Permission marketing allows marketing teams to:
Increase engagement and conversion rates
Improve relationships with existing customers
Broaden brand awareness with new consumers and prospects
Provide high-quality marketing qualified leads to sales team
Increase the brand trust between you and your customers
Higher overall lifetime customer value and satisfaction
The biggest advantage that permission marketing is that it eliminates the guesswork regarding what prospects want to receive from your team. People enter the marketing funnel already interested in what your company is offering. It’s just a matter of continuing to deliver value at every stage of the buyer's journey.
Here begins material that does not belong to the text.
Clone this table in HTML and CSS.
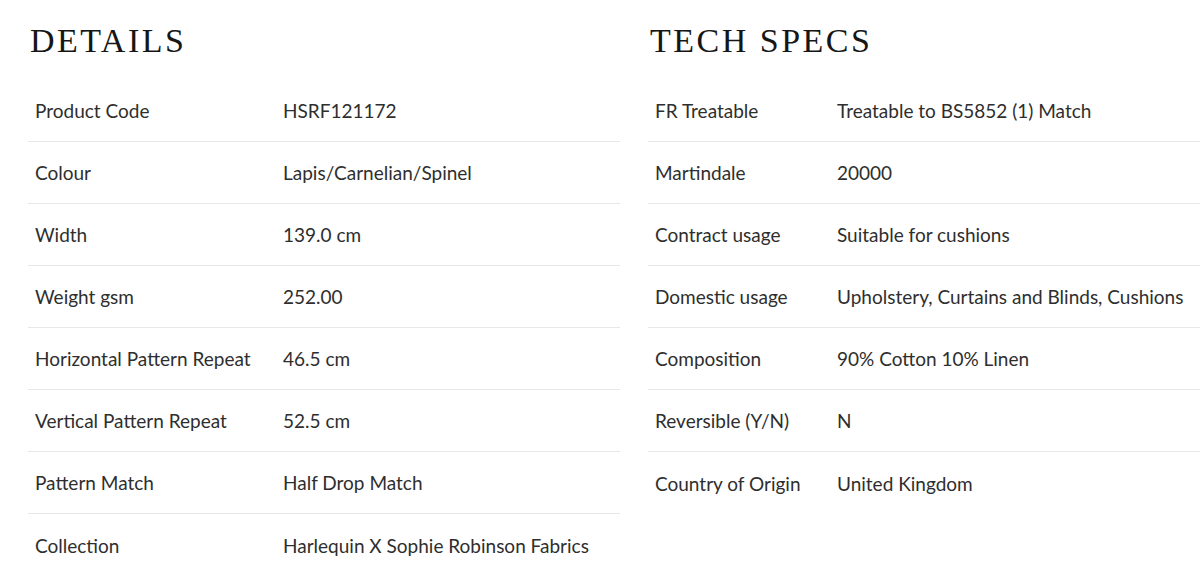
FILE: index.html
```html
<!DOCTYPE html>
<html lang="en">
<head>
<meta charset="utf-8">
<title>Details</title>
<link rel="stylesheet" href="styles.css">
</head>
<body>
<main class="specs">
  <section class="panel details">
    <h2 class="panel-title">DETAILS</h2>
    <div class="rows">
      <div class="row"><span class="label">Product Code</span><span class="value">HSRF121172</span></div>
      <div class="row"><span class="label">Colour</span><span class="value">Lapis/Carnelian/Spinel</span></div>
      <div class="row"><span class="label">Width</span><span class="value">139.0 cm</span></div>
      <div class="row"><span class="label">Weight gsm</span><span class="value">252.00</span></div>
      <div class="row"><span class="label">Horizontal Pattern Repeat</span><span class="value">46.5 cm</span></div>
      <div class="row"><span class="label">Vertical Pattern Repeat</span><span class="value">52.5 cm</span></div>
      <div class="row"><span class="label">Pattern Match</span><span class="value">Half Drop Match</span></div>
      <div class="row"><span class="label">Collection</span><span class="value">Harlequin X Sophie Robinson Fabrics</span></div>
    </div>
  </section>
  <section class="panel tech">
    <h2 class="panel-title">TECH SPECS</h2>
    <div class="rows">
      <div class="row"><span class="label">FR Treatable</span><span class="value">Treatable to BS5852 (1) Match</span></div>
      <div class="row"><span class="label">Martindale</span><span class="value">20000</span></div>
      <div class="row"><span class="label">Contract usage</span><span class="value">Suitable for cushions</span></div>
      <div class="row"><span class="label">Domestic usage</span><span class="value">Upholstery, Curtains and Blinds, Cushions</span></div>
      <div class="row"><span class="label">Composition</span><span class="value">90% Cotton 10% Linen</span></div>
      <div class="row"><span class="label">Reversible (Y/N)</span><span class="value">N</span></div>
      <div class="row"><span class="label">Country of Origin</span><span class="value">United Kingdom</span></div>
    </div>
  </section>
</main>
</body>
</html>
```
FILE: styles.css
```css
html, body {
  margin: 0;
  padding: 0;
  background: #ffffff;
}

body {
  font-family: "Lato", "Liberation Sans", sans-serif;
  color: #2e2e2e;
  overflow: hidden;
}

.specs {
  display: grid;
  grid-template-columns: 592px 552px;
  column-gap: 28px;
  padding-left: 28px;
}

.panel-title {
  margin: 0;
  padding: 21px 0 0 2px;
  height: 80px;
  box-sizing: border-box;
  font-family: "Liberation Serif", "DejaVu Serif", serif;
  font-weight: 400;
  font-size: 34px;
  line-height: 40px;
  letter-spacing: 2.5px;
  color: #161616;
}

.rows {
  display: flex;
  flex-direction: column;
}

.row {
  display: grid;
  height: 62px;
  align-items: center;
  border-bottom: 1px solid #e8e8e8;
  box-sizing: border-box;
  font-size: 19px;
  padding-left: 7px;
}

.row:last-child {
  border-bottom: none;
}

.details .row {
  grid-template-columns: 248px 1fr;
}

.tech .row {
  grid-template-columns: 182px 1fr;
}

.label,
.value {
  white-space: nowrap;
}
```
This leads to higher engagement rates, low costs, and more quality relationships with customers.
Challenges of permission marketing
Nearly every challenge you’ll face with your permission marketing program has to do with your handling of the data. Permission marketing requires both the right resource management software and at least one team member to maintain and handle the processes.
Here are some common permission marketing challenges your team might face:
Lack of formal strategy for attracting new customers to opt-in
Misuse of consumer data can result in privacy violations and fines
Too many emails or too few emails can sway customer sentiments
Lack of resources dedicated to a teams marketing operations strategy
Disorganized or inaccurate customer information
Because of the amount of consumer data handled during the permission marketing process, many teams choose to have marketing operations teams handle this process. This allows your company to limit the amount of people accessing sensitive information and appoints a single point person to manage all things marketing data for the entire marketing organization.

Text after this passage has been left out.